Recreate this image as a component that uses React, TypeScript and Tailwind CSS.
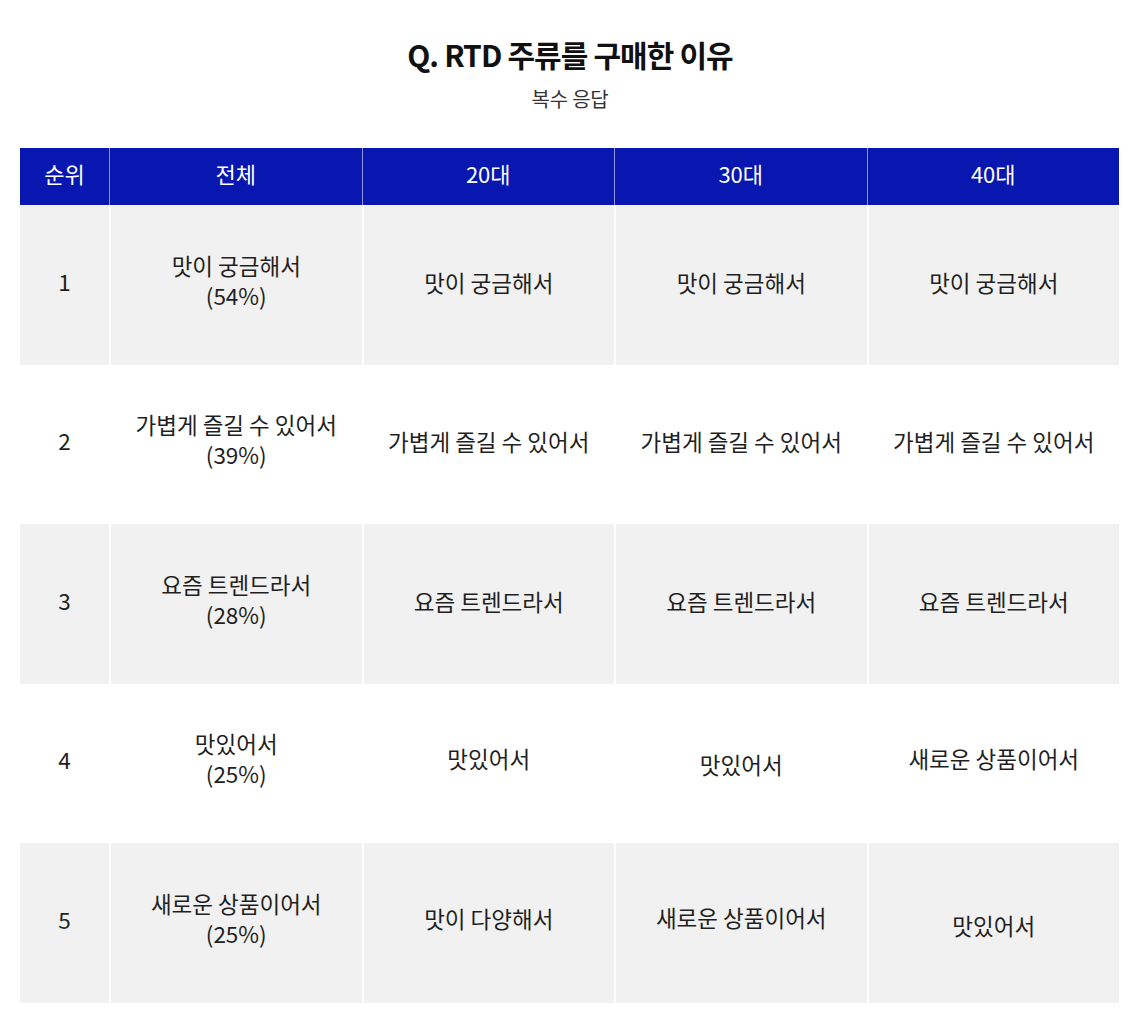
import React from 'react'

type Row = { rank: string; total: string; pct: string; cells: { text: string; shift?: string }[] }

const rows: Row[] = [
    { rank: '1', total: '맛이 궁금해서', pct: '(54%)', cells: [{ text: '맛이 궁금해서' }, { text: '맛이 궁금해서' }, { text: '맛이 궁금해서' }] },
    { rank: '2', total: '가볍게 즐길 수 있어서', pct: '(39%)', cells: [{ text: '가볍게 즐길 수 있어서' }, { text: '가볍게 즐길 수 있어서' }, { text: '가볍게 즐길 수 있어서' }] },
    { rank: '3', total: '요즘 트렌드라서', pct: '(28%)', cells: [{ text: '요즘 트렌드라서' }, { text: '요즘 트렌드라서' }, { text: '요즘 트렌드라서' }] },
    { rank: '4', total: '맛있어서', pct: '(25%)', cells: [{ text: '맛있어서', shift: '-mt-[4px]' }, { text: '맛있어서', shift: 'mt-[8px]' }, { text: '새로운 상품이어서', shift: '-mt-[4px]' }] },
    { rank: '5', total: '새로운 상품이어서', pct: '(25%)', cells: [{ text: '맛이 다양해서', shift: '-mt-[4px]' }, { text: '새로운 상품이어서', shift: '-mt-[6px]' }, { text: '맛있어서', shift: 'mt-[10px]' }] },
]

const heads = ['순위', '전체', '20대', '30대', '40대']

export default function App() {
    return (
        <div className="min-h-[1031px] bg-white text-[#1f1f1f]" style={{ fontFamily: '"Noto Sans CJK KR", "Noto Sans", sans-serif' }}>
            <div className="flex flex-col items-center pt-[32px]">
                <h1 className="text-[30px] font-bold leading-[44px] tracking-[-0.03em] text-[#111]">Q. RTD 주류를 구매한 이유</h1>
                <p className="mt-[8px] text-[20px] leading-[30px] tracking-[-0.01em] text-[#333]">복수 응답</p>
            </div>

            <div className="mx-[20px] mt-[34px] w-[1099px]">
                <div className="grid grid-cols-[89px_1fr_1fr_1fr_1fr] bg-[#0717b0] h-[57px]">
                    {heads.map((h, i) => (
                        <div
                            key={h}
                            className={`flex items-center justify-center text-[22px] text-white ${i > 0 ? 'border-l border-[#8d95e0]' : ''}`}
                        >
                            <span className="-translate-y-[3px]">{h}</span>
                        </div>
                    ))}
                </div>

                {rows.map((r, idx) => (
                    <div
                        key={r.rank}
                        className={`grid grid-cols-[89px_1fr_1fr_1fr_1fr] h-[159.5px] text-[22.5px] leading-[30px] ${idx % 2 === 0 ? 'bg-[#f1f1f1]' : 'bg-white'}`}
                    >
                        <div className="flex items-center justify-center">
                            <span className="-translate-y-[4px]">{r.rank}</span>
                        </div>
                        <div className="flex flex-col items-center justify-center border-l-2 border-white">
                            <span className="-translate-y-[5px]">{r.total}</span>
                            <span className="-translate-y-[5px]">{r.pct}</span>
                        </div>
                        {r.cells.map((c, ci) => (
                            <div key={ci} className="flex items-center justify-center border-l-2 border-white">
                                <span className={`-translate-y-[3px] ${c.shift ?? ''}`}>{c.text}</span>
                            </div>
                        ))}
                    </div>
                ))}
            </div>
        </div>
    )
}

· · · ·

### Short task
Would you reproduce the lines above, from the very first through the line containing "string; total: string;", exactly and without the pictures?

### Answer for this exercise
Recreate this image as a component that uses React, TypeScript and Tailwind CSS.
import React from 'react'

type Row = { rank: string; total: string; pct: string; cells: { text: string; shift?: string }[] }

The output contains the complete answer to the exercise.